══ GIVEN MATERIAL ══
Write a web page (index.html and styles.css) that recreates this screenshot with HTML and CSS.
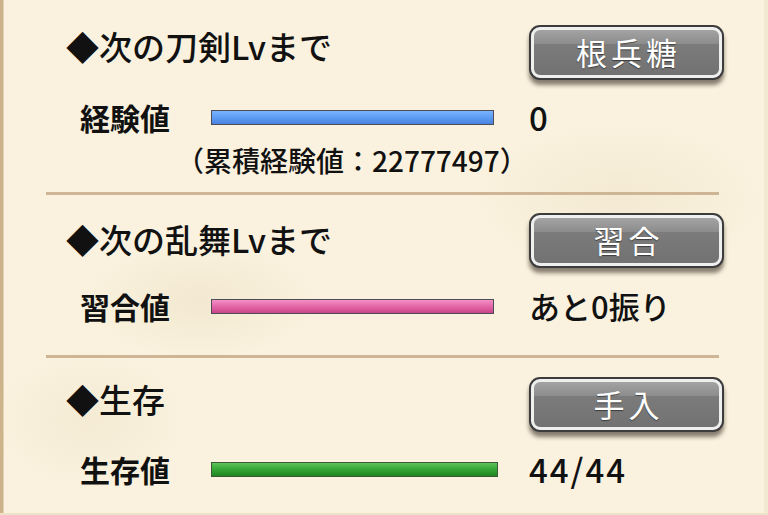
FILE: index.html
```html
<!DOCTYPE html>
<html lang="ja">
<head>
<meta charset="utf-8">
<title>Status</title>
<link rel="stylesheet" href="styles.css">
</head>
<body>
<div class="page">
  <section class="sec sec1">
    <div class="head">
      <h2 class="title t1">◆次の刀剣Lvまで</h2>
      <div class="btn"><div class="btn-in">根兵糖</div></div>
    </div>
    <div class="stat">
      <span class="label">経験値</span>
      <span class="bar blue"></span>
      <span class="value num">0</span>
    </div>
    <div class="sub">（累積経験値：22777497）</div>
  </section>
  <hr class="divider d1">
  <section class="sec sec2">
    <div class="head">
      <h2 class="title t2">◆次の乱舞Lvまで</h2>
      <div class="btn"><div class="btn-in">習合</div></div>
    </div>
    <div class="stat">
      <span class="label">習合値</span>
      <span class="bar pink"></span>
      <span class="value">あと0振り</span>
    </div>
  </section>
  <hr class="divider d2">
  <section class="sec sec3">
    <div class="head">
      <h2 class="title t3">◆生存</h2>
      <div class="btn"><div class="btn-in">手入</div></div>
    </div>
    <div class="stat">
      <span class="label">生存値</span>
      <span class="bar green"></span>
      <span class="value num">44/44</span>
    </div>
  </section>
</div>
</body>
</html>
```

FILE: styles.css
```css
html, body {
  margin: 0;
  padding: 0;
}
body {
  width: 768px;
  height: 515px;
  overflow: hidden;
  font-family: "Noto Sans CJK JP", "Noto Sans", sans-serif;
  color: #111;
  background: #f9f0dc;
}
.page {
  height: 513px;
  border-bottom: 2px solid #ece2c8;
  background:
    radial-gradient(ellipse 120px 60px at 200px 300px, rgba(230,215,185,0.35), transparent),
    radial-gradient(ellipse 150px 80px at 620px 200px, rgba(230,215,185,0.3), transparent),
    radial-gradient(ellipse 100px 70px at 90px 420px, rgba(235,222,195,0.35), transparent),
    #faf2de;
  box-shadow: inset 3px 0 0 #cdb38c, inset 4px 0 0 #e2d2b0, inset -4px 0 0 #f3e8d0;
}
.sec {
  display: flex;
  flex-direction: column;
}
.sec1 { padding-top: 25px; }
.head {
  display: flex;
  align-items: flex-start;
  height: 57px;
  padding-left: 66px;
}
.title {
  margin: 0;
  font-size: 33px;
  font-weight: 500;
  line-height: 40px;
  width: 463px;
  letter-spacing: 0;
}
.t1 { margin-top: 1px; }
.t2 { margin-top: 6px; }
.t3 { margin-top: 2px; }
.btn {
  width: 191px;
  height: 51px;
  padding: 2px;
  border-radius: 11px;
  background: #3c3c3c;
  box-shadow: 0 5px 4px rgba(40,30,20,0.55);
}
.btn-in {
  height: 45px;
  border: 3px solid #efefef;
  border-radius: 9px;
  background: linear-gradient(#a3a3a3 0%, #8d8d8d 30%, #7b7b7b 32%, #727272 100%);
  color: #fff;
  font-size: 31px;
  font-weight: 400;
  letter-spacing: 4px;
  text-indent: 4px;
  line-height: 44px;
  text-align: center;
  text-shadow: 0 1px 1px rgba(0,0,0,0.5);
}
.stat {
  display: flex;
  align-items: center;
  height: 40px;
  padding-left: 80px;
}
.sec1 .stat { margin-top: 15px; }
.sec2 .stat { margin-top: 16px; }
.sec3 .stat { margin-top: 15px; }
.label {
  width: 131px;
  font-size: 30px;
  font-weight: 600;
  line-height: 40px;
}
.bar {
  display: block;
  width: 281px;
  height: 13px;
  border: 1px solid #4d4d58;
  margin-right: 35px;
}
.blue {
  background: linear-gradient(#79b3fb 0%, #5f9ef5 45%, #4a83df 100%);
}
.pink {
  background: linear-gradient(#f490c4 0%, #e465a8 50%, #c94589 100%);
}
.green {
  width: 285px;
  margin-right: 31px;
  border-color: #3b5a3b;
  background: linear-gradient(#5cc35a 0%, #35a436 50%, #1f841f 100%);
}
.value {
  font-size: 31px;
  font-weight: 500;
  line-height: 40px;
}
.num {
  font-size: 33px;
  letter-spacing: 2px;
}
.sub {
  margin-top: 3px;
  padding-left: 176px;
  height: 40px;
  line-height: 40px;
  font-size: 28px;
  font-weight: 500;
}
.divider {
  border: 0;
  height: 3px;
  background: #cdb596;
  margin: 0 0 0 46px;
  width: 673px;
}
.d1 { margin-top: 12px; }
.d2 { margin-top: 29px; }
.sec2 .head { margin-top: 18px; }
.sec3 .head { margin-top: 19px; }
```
═══
Transcribe the preceding listing in its entirety and with exact wording, leaving out pictures.

Write a web page (index.html and styles.css) that recreates this screenshot with HTML and CSS.
FILE: index.html
```html
<!DOCTYPE html>
<html lang="ja">
<head>
<meta charset="utf-8">
<title>Status</title>
<link rel="stylesheet" href="styles.css">
</head>
<body>
<div class="page">
  <section class="sec sec1">
    <div class="head">
      <h2 class="title t1">◆次の刀剣Lvまで</h2>
      <div class="btn"><div class="btn-in">根兵糖</div></div>
    </div>
    <div class="stat">
      <span class="label">経験値</span>
      <span class="bar blue"></span>
      <span class="value num">0</span>
    </div>
    <div class="sub">（累積経験値：22777497）</div>
  </section>
  <hr class="divider d1">
  <section class="sec sec2">
    <div class="head">
      <h2 class="title t2">◆次の乱舞Lvまで</h2>
      <div class="btn"><div class="btn-in">習合</div></div>
    </div>
    <div class="stat">
      <span class="label">習合値</span>
      <span class="bar pink"></span>
      <span class="value">あと0振り</span>
    </div>
  </section>
  <hr class="divider d2">
  <section class="sec sec3">
    <div class="head">
      <h2 class="title t3">◆生存</h2>
      <div class="btn"><div class="btn-in">手入</div></div>
    </div>
    <div class="stat">
      <span class="label">生存値</span>
      <span class="bar green"></span>
      <span class="value num">44/44</span>
    </div>
  </section>
</div>
</body>
</html>
```

FILE: styles.css
```css
html, body {
  margin: 0;
  padding: 0;
}
body {
  width: 768px;
  height: 515px;
  overflow: hidden;
  font-family: "Noto Sans CJK JP", "Noto Sans", sans-serif;
  color: #111;
  background: #f9f0dc;
}
.page {
  height: 513px;
  border-bottom: 2px solid #ece2c8;
  background:
    radial-gradient(ellipse 120px 60px at 200px 300px, rgba(230,215,185,0.35), transparent),
    radial-gradient(ellipse 150px 80px at 620px 200px, rgba(230,215,185,0.3), transparent),
    radial-gradient(ellipse 100px 70px at 90px 420px, rgba(235,222,195,0.35), transparent),
    #faf2de;
  box-shadow: inset 3px 0 0 #cdb38c, inset 4px 0 0 #e2d2b0, inset -4px 0 0 #f3e8d0;
}
.sec {
  display: flex;
  flex-direction: column;
}
.sec1 { padding-top: 25px; }
.head {
  display: flex;
  align-items: flex-start;
  height: 57px;
  padding-left: 66px;
}
.title {
  margin: 0;
  font-size: 33px;
  font-weight: 500;
  line-height: 40px;
  width: 463px;
  letter-spacing: 0;
}
.t1 { margin-top: 1px; }
.t2 { margin-top: 6px; }
.t3 { margin-top: 2px; }
.btn {
  width: 191px;
  height: 51px;
  padding: 2px;
  border-radius: 11px;
  background: #3c3c3c;
  box-shadow: 0 5px 4px rgba(40,30,20,0.55);
}
.btn-in {
  height: 45px;
  border: 3px solid #efefef;
  border-radius: 9px;
  background: linear-gradient(#a3a3a3 0%, #8d8d8d 30%, #7b7b7b 32%, #727272 100%);
  color: #fff;
  font-size: 31px;
  font-weight: 400;
  letter-spacing: 4px;
  text-indent: 4px;
  line-height: 44px;
  text-align: center;
  text-shadow: 0 1px 1px rgba(0,0,0,0.5);
}
.stat {
  display: flex;
  align-items: center;
  height: 40px;
  padding-left: 80px;
}
.sec1 .stat { margin-top: 15px; }
.sec2 .stat { margin-top: 16px; }
.sec3 .stat { margin-top: 15px; }
.label {
  width: 131px;
  font-size: 30px;
  font-weight: 600;
  line-height: 40px;
}
.bar {
  display: block;
  width: 281px;
  height: 13px;
  border: 1px solid #4d4d58;
  margin-right: 35px;
}
.blue {
  background: linear-gradient(#79b3fb 0%, #5f9ef5 45%, #4a83df 100%);
}
.pink {
  background: linear-gradient(#f490c4 0%, #e465a8 50%, #c94589 100%);
}
.green {
  width: 285px;
  margin-right: 31px;
  border-color: #3b5a3b;
  background: linear-gradient(#5cc35a 0%, #35a436 50%, #1f841f 100%);
}
.value {
  font-size: 31px;
  font-weight: 500;
  line-height: 40px;
}
.num {
  font-size: 33px;
  letter-spacing: 2px;
}
.sub {
  margin-top: 3px;
  padding-left: 176px;
  height: 40px;
  line-height: 40px;
  font-size: 28px;
  font-weight: 500;
}
.divider {
  border: 0;
  height: 3px;
  background: #cdb596;
  margin: 0 0 0 46px;
  width: 673px;
}
.d1 { margin-top: 12px; }
.d2 { margin-top: 29px; }
.sec2 .head { margin-top: 18px; }
.sec3 .head { margin-top: 19px; }
```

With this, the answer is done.